DATA SECTION:

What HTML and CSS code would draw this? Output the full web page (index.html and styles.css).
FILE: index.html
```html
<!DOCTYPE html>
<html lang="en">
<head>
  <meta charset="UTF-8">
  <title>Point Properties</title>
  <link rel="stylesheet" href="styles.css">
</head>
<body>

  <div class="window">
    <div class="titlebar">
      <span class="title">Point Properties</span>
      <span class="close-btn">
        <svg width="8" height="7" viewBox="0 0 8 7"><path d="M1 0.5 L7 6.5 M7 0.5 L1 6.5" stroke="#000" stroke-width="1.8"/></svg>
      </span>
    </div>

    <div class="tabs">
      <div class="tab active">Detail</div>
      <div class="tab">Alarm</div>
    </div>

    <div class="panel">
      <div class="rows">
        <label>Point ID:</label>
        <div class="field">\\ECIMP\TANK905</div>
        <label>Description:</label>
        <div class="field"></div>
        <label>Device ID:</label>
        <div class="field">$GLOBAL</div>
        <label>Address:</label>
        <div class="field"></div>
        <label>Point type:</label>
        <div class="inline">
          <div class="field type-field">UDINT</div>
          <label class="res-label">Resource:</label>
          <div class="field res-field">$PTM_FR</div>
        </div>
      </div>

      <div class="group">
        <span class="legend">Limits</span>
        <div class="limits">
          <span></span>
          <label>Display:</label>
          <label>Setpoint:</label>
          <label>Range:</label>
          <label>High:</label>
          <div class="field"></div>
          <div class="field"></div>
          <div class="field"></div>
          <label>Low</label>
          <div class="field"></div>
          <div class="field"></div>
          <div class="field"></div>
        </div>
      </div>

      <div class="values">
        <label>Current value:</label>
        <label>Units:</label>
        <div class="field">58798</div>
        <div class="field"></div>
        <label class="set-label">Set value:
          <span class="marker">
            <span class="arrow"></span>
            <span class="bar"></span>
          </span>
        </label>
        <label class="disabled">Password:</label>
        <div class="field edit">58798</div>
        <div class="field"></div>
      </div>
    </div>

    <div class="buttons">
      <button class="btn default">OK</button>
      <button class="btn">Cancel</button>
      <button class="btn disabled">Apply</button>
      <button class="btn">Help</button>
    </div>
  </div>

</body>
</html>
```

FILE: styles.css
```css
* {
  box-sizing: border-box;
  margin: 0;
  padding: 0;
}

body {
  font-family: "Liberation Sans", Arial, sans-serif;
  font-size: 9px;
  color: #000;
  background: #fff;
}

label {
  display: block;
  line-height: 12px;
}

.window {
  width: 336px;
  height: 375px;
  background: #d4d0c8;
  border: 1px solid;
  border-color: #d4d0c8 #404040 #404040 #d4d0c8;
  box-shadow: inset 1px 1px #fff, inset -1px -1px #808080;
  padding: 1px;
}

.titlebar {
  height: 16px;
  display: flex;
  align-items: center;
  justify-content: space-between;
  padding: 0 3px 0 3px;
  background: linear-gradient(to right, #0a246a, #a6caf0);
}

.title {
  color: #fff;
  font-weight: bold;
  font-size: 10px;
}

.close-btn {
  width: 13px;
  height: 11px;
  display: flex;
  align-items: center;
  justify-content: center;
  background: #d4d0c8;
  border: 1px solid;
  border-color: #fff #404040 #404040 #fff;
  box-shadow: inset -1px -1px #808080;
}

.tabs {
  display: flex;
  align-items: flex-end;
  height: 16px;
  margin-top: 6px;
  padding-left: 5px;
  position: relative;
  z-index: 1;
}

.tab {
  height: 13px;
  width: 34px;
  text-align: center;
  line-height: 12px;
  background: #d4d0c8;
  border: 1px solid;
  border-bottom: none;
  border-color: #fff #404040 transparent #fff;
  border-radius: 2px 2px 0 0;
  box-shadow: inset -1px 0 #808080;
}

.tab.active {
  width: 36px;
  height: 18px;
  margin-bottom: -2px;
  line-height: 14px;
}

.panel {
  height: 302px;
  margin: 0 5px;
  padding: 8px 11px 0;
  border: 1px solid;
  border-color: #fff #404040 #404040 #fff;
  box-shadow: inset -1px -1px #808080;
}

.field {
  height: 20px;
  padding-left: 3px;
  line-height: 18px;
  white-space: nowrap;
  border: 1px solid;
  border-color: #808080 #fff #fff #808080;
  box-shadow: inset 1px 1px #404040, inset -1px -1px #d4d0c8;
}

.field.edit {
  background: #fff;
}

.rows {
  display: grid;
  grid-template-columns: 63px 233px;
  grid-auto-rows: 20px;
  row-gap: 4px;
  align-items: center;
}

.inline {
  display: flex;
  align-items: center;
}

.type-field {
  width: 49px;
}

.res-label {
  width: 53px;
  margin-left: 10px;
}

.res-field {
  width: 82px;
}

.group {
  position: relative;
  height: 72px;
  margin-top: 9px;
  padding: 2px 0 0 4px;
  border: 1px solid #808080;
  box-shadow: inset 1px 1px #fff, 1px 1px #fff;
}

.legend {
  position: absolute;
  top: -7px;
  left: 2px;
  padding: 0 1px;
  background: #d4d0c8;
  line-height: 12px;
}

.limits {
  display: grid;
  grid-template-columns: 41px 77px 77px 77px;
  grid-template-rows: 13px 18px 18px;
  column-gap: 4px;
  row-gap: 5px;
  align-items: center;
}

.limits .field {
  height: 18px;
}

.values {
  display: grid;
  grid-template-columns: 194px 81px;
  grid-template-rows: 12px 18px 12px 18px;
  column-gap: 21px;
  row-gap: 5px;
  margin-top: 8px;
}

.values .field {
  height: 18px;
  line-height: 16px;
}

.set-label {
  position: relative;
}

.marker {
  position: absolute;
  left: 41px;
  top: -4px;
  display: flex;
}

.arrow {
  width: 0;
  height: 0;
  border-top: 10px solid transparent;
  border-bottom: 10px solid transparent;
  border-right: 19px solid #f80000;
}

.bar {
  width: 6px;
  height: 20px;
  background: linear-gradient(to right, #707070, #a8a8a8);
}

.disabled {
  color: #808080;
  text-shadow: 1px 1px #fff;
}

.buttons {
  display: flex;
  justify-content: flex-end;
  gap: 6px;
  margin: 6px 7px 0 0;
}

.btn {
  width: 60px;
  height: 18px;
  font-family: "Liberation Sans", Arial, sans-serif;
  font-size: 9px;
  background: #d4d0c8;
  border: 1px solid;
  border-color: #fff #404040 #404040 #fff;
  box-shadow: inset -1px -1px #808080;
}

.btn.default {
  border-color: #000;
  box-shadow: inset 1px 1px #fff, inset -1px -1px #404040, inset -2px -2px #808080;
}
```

PROBLEM STATEMENT:
Search the listing for the word "index" and return each line that holds it.

FULL OUTPUT:
What HTML and CSS code would draw this? Output the full web page (index.html and styles.css).
FILE: index.html
  z-index: 1;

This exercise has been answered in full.